3 December 2014

Causes of Late Pleistocene Continental Extinctions

Island extinctions since the Late Pleistocene were almost undeniably caused by humans, but what happened on the continents is much less clear. A meta-study (giant compilation and review of other studies) by Barnosky et al. (2004), assessed the role of humans and climate on each continent. Perhaps predictably, the dichotomy between humans/ climate and megafauna extinctions has been challenged more recently, as can be seen in this paper as well as in Koch and Barnoksy (2006) The State of The Debate.

Summary of the numbers of megafaunal genera that went extinct on each continent, the strength of the extinction chronology and a comparison of the timing of extinction with the arrival of humans and late Pleistocene climatic change.
From Barnosky et al. (2004)

Eurasia falls in the middle of the extinction body count with 9 genera extinct. Humans are thought to have arrived here around >30ky ago (Raff & Bolnick, 2014). The extinctions were found to be mainly climate induced, with only partial blame falling on the humans. However, this continent stands out in having provisional chronological data points.



Evidence from palaeontology, climatology, archaeology and ecology now supports the idea that humans contributed to extinctions on some continents, but human hunting was not solely responsible for the pattern of extinction everywhere (Barnosky et al., 2004). 

Barnosky et al.'s 2004 paper suggests that the intersect of human impacts and climatic change drove the precise timing and geography of extinction in the Northern Hemisphere. In North America, the 33 genera that went extinct are thought to be mostly down to humans. Humans arrived here around 11.5 ky (thousand years ago) (Barnosky et al., 2004), with climate change beginning prior to human arrival.


South America lost a staggering 50 genera of megafauna, but the mechanism behind this needs more work, according to the paper, to come to a conclusion. Humans arrived here from 12.5ky according to Barnosky, but if settlers took a different route down the Americas, as suggested by Misarti et al. (2012) then this could change the debate, i.e., if people took the Pacific route then they might have arrived in South America much earlier.

Populating a continent.
'A hypothetical scenario for the peopling of the Americas, showing possible migration events (ae) coloured according to putative region of origin (Beringia, blue; Siberia, shades of purple). 

 Shading depicts the extent of Beringia during the Last Glacial Maximum. (kyr, thousand years ago.)'
The Southern hemisphere was found to be generally lacking in data. While new evidence from Australia suggests humans helped cause extinctions there, the correlation with climate is weak or untested. Here, 21 genera went extinct. Africa was also found to be in need of more data, with 8 genera extinct and humans appearing around 160ky.

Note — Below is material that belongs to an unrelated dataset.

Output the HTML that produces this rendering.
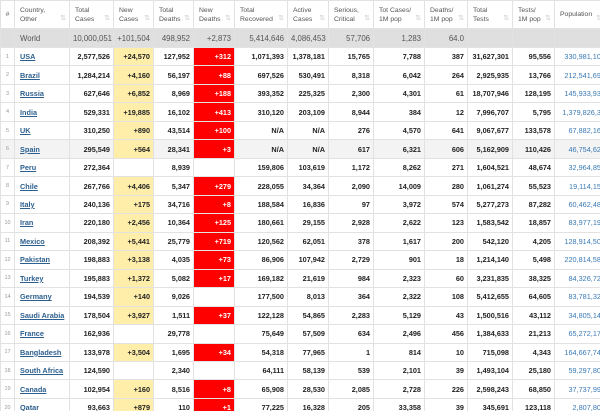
<!DOCTYPE html>
<html><head><meta charset="utf-8"><style>
html,body{margin:0;padding:0;width:600px;height:411px;overflow:hidden;background:#fff}
table{border-collapse:collapse;table-layout:fixed;width:605px;font-family:"Liberation Sans",Arial,sans-serif;font-size:7.3px;font-weight:bold;color:#222}
td,th{border:1px solid #e2e2e2;padding:0 3px;text-align:right;white-space:nowrap;overflow:hidden}
th{font-weight:normal;color:#555;text-align:left;vertical-align:middle;font-size:6.8px;line-height:9px;height:27px;position:relative;padding-left:5px}
th i{position:absolute;right:3px;bottom:5px;font-style:normal;color:#ccc;font-size:7px}
tr.r td{height:17.47px}
tr.w td{background:#dfdfdf;color:#555;font-weight:normal;font-size:7.8px;height:18px}
td.n{color:#999;font-weight:normal;font-size:5.5px;text-align:center;padding:0}
td.c{text-align:left;padding-left:5px}
td.c a{color:#2c5f8e;text-decoration:underline;font-size:7.3px}
td.y{background:#ffeeaa}
td.d{background:#ff0000;color:#fff}
td.p{color:#3a7ab5;font-weight:normal;text-align:right;padding-right:0}
tr.g td{background:#f3f3f3}
tr.g td.y{background:#ffeeaa}tr.g td.d{background:#f00}
</style></head><body>
<table>
<colgroup><col style="width:14px"><col style="width:55px"><col style="width:44px"><col style="width:40px"><col style="width:40px"><col style="width:41px"><col style="width:53px"><col style="width:41px"><col style="width:45px"><col style="width:51px"><col style="width:43px"><col style="width:45px"><col style="width:42px"><col style="width:51px"></colgroup>
<tr><th style="padding:0;text-align:center">#</th><th>Country,<br>Other<i>⇅</i></th><th>Total<br>Cases<i>⇅</i></th><th>New<br>Cases<i>⇅</i></th><th>Total<br>Deaths<i>⇅</i></th><th>New<br>Deaths<i>⇅</i></th><th>Total<br>Recovered<i>⇅</i></th><th>Active<br>Cases<i>⇅</i></th><th>Serious,<br>Critical<i>⇅</i></th><th>Tot Cases/<br>1M pop<i>⇅</i></th><th>Deaths/<br>1M pop<i>⇅</i></th><th>Total<br>Tests<i>⇅</i></th><th>Tests/<br>1M pop<i>⇅</i></th><th>Population<i>⇅</i></th></tr>
<tr class="w"><td></td><td style="text-align:left;padding-left:5px">World</td><td>10,000,051</td><td>+101,504</td><td>498,952</td><td>+2,873</td><td>5,414,646</td><td>4,086,453</td><td>57,706</td><td>1,283</td><td>64.0</td><td></td><td></td><td></td></tr>
<tr class="r"><td class="n">1</td><td class="c"><a>USA</a></td><td>2,577,526</td><td class="y">+24,570</td><td>127,952</td><td class="d">+312</td><td>1,071,393</td><td>1,378,181</td><td>15,765</td><td>7,788</td><td>387</td><td>31,627,301</td><td>95,556</td><td class="p">330,981,102</td></tr>
<tr class="r"><td class="n">2</td><td class="c"><a>Brazil</a></td><td>1,284,214</td><td class="y">+4,160</td><td>56,197</td><td class="d">+88</td><td>697,526</td><td>530,491</td><td>8,318</td><td>6,042</td><td>264</td><td>2,925,935</td><td>13,766</td><td class="p">212,541,698</td></tr>
<tr class="r"><td class="n">3</td><td class="c"><a>Russia</a></td><td>627,646</td><td class="y">+6,852</td><td>8,969</td><td class="d">+188</td><td>393,352</td><td>225,325</td><td>2,300</td><td>4,301</td><td>61</td><td>18,707,946</td><td>128,195</td><td class="p">145,933,933</td></tr>
<tr class="r"><td class="n">4</td><td class="c"><a>India</a></td><td>529,331</td><td class="y">+19,885</td><td>16,102</td><td class="d">+413</td><td>310,120</td><td>203,109</td><td>8,944</td><td>384</td><td>12</td><td>7,996,707</td><td>5,795</td><td class="p">1,379,826,34</td></tr>
<tr class="r"><td class="n">5</td><td class="c"><a>UK</a></td><td>310,250</td><td class="y">+890</td><td>43,514</td><td class="d">+100</td><td>N/A</td><td>N/A</td><td>276</td><td>4,570</td><td>641</td><td>9,067,677</td><td>133,578</td><td class="p">67,882,162</td></tr>
<tr class="r g"><td class="n">6</td><td class="c"><a>Spain</a></td><td>295,549</td><td class="y">+564</td><td>28,341</td><td class="d">+3</td><td>N/A</td><td>N/A</td><td>617</td><td>6,321</td><td>606</td><td>5,162,909</td><td>110,426</td><td class="p">46,754,621</td></tr>
<tr class="r"><td class="n">7</td><td class="c"><a>Peru</a></td><td>272,364</td><td></td><td>8,939</td><td></td><td>159,806</td><td>103,619</td><td>1,172</td><td>8,262</td><td>271</td><td>1,604,521</td><td>48,674</td><td class="p">32,964,851</td></tr>
<tr class="r"><td class="n">8</td><td class="c"><a>Chile</a></td><td>267,766</td><td class="y">+4,406</td><td>5,347</td><td class="d">+279</td><td>228,055</td><td>34,364</td><td>2,090</td><td>14,009</td><td>280</td><td>1,061,274</td><td>55,523</td><td class="p">19,114,151</td></tr>
<tr class="r"><td class="n">9</td><td class="c"><a>Italy</a></td><td>240,136</td><td class="y">+175</td><td>34,716</td><td class="d">+8</td><td>188,584</td><td>16,836</td><td>97</td><td>3,972</td><td>574</td><td>5,277,273</td><td>87,282</td><td class="p">60,462,481</td></tr>
<tr class="r"><td class="n">10</td><td class="c"><a>Iran</a></td><td>220,180</td><td class="y">+2,456</td><td>10,364</td><td class="d">+125</td><td>180,661</td><td>29,155</td><td>2,928</td><td>2,622</td><td>123</td><td>1,583,542</td><td>18,857</td><td class="p">83,977,191</td></tr>
<tr class="r"><td class="n">11</td><td class="c"><a>Mexico</a></td><td>208,392</td><td class="y">+5,441</td><td>25,779</td><td class="d">+719</td><td>120,562</td><td>62,051</td><td>378</td><td>1,617</td><td>200</td><td>542,120</td><td>4,205</td><td class="p">128,914,503</td></tr>
<tr class="r"><td class="n">12</td><td class="c"><a>Pakistan</a></td><td>198,883</td><td class="y">+3,138</td><td>4,035</td><td class="d">+73</td><td>86,906</td><td>107,942</td><td>2,729</td><td>901</td><td>18</td><td>1,214,140</td><td>5,498</td><td class="p">220,814,585</td></tr>
<tr class="r"><td class="n">13</td><td class="c"><a>Turkey</a></td><td>195,883</td><td class="y">+1,372</td><td>5,082</td><td class="d">+17</td><td>169,182</td><td>21,619</td><td>984</td><td>2,323</td><td>60</td><td>3,231,835</td><td>38,325</td><td class="p">84,326,721</td></tr>
<tr class="r"><td class="n">14</td><td class="c"><a>Germany</a></td><td>194,539</td><td class="y">+140</td><td>9,026</td><td></td><td>177,500</td><td>8,013</td><td>364</td><td>2,322</td><td>108</td><td>5,412,655</td><td>64,605</td><td class="p">83,781,321</td></tr>
<tr class="r"><td class="n">15</td><td class="c"><a>Saudi Arabia</a></td><td>178,504</td><td class="y">+3,927</td><td>1,511</td><td class="d">+37</td><td>122,128</td><td>54,865</td><td>2,283</td><td>5,129</td><td>43</td><td>1,500,516</td><td>43,112</td><td class="p">34,805,141</td></tr>
<tr class="r"><td class="n">16</td><td class="c"><a>France</a></td><td>162,936</td><td></td><td>29,778</td><td></td><td>75,649</td><td>57,509</td><td>634</td><td>2,496</td><td>456</td><td>1,384,633</td><td>21,213</td><td class="p">65,272,171</td></tr>
<tr class="r"><td class="n">17</td><td class="c"><a>Bangladesh</a></td><td>133,978</td><td class="y">+3,504</td><td>1,695</td><td class="d">+34</td><td>54,318</td><td>77,965</td><td>1</td><td>814</td><td>10</td><td>715,098</td><td>4,343</td><td class="p">164,667,741</td></tr>
<tr class="r"><td class="n">18</td><td class="c"><a>South Africa</a></td><td>124,590</td><td></td><td>2,340</td><td></td><td>64,111</td><td>58,139</td><td>539</td><td>2,101</td><td>39</td><td>1,493,104</td><td>25,180</td><td class="p">59,297,801</td></tr>
<tr class="r"><td class="n">19</td><td class="c"><a>Canada</a></td><td>102,954</td><td class="y">+160</td><td>8,516</td><td class="d">+8</td><td>65,908</td><td>28,530</td><td>2,085</td><td>2,728</td><td>226</td><td>2,598,243</td><td>68,850</td><td class="p">37,737,991</td></tr>
<tr class="r"><td class="n">20</td><td class="c"><a>Qatar</a></td><td>93,663</td><td class="y">+879</td><td>110</td><td class="d">+1</td><td>77,225</td><td>16,328</td><td>205</td><td>33,358</td><td>39</td><td>345,691</td><td>123,118</td><td class="p">2,807,805</td></tr>
</table>
</body></html>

So what does this pattern say about human induced extinctions? It would seem to roughly follow the path of human expansion, with increasingly high death tolls further away from Africa. Previously studies have suggested that this is down to the animals in new places being unaware/ unprepared for humanity, and therefore unable to defend themselves (Martin and Klein, 1984).

However, in North America alone this can be shown to be a shaky assertion. Why did humans tip the balance, when previously arriving predators such as the lion (Pathera leo atrox) and grey wolf (Canis lupus) hadn’t? It's possible it was due to their omnivory and prey switching, combined with an ability to avoid predation from the resident carnivores by using weapons/ dogs/ language (Ripple and Valkenburgh, 2010). According to Ripple & Valkenburgh (2010), humans played a different role within the large-predator guild. Unlike other mammalian carnivore systems, in which interspecific competition is known to affect species densities, humans were omnivorous and probably less subject to intraguild predation, allowing their numbers to increase independently of large-carnivore densities

In order to better understand the details of the late Pleistocene extinctions globally and the population dynamics of the species involves, more realistic ecological models, established chronologies and insight into region-level paleoecology of the time are required. (Barnosky et al., 2004)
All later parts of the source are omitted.